Swinney playing villain well


Since taking over as the head football coach at Clemson in 2o11, Dabo Swinney has been a thorn in the side of the Ohio State program.

Whether it be winning recruiting battles or prevailing on the field, Swinney has gotten the better of the Buckeyes far more often than not while turning the Tigers into a powerhouse rivaled by only a few at the top of college football.

Ohio State will soon have a tremendous opportunity to turn the tide when the two teams meet in New Orleans, a game the Buckeyes head into as 7.5-point underdogs. But before Ohio State can potentially turn away the shadow cast by Swinney over it on Friday in the Sugar Bowl, Swinney appears poised to seize every last opportunity to elevate his status as, perhaps, public enemy number one in and around the Buckeye program.

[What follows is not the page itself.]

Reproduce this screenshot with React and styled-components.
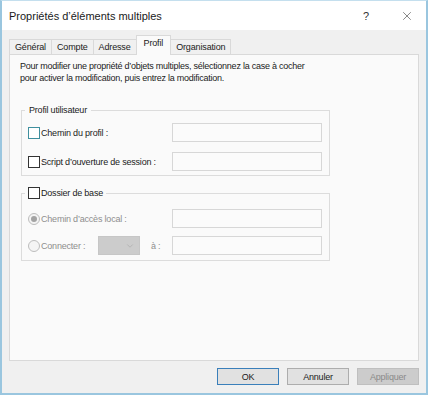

Plenty of feathers were ruffled by Swinney last week when the rankings of each coach’s national Coaches Poll were revealed, his having third-ranked Ohio State just outside the top 10 as the 11th-ranked team in the country. Teams Swinney ranked ahead of Ohio State included Iowa State and Coastal Carolina.

Speaking during Monday’s Sugar Bowl virtual media day, it didn’t take long for Swinney to be asked about his final poll and how it was received by some, and while he shared some words of praise for his opponent, he also wasn’t backing down on his belief that Ohio State didn’t deserve to be considered for the CFP.

“There’s no question Ohio State is good enough to beat us,” Swinney said. “They’re good enough to beat anybody of these four. They’re good enough to be the national champion. That’s not a question at all. I didn’t rank anybody who didn’t play nine games or more in the top 10. Nobody.”

Swinney added, “I mean, I have all the respect in the world for Ohio State and for people not to think that, I can’t do anything about that. I think the world of Ryan Day.”

Still, he said on Monday he couldn’t get past the idea of allowing a six-win team to play for a national championship over teams who had to put their seasons on the line far more times this season in order to even position themselves as contenders.

“I don’t think it’s right that Texas A&M and Oklahoma, that Florida, that Cincinnati got punished because they played more games,” Swinney said. “These games matter. That game against LSU, that was a big deal for Florida.

“And I know we can say, ‘Well, yeah, but (Ohio State) should be one of the best teams. The game’s not played on paper. You can go back and look at the top‑10 preseason rankings every year for the last 20 years, there’s a lot of those teams that finish the season not even ranked. The game’s not played on paper.”

Aware that his Coaches Poll ballot would be made public and sure to face some backlash, Swinney admitted he considered ranking Ohio State in line with most other polls simply to avoid the inevitable press clippings that would follow. However, he said any potential headlines ultimately didn’t matter to him because “what’s right is right” and “it’s not always easy to do the right thing.”

Swinney first made headlines two weeks ago in the days leading up to conference championship weekend while lobbying for both ACC Championship Game participants — Clemson and Notre Dame — to make the College Football Playoff (CFP) regardless of the outcome of their rematch.

“I just think there has to be some sort of standard,” Swinney said on a national radio show on Dec. 12. “I just think if I was on a committee, it would be hard for me to leave out a 10-1 Texas A&M or an 11-game Florida team over a team that’s played six games. That would be hard for me if I was on the committee.”

Of course, Swinney’s comments did little to sway the CFP committee as Ohio State was awarded the third ranking in the final CFP poll following its win over Northwestern in the Big Ten title game, sending the Buckeyes to New Orleans for a third playoff matchup with Clemson.

In the days following the revealing of the CFP semifinals, Swinney continued to hammer home his stance while appearing on national sports shows such as ESPN’s Sportscenter, joking about the relative ease of preparing for a team with only six games worth of film compared to a typical season that would require 12 or 13 games to be studied.

Rest assured, Swinney is well aware of his perception around the state of Ohio following his slew of shots aimed toward Columbus. “I could probably run for governor in Michigan and might have a good chance, but probably not very popular in Ohio,” Swinney said on Monday.

Regardless of his self-awareness, it’s unlikely Swinney much cares what the state of Ohio thinks of him. A two-time CFP national champion with three consecutive wins over Ohio State and a team favored to move that record to 4-0 on Friday, Swinney could elect for nothing but glowing praise toward the Buckeyes in the days leading up to the game and little about his perception would change.

But that’s never been the preferred style for Swinney, ever the free talker who is willing to speak his mind. Unfortunately for the Buckeyes, they’ve been the butt of his jokes for far longer than they’d prefer. However, if they want to shut him up, they will have every opportunity to do so on Friday night.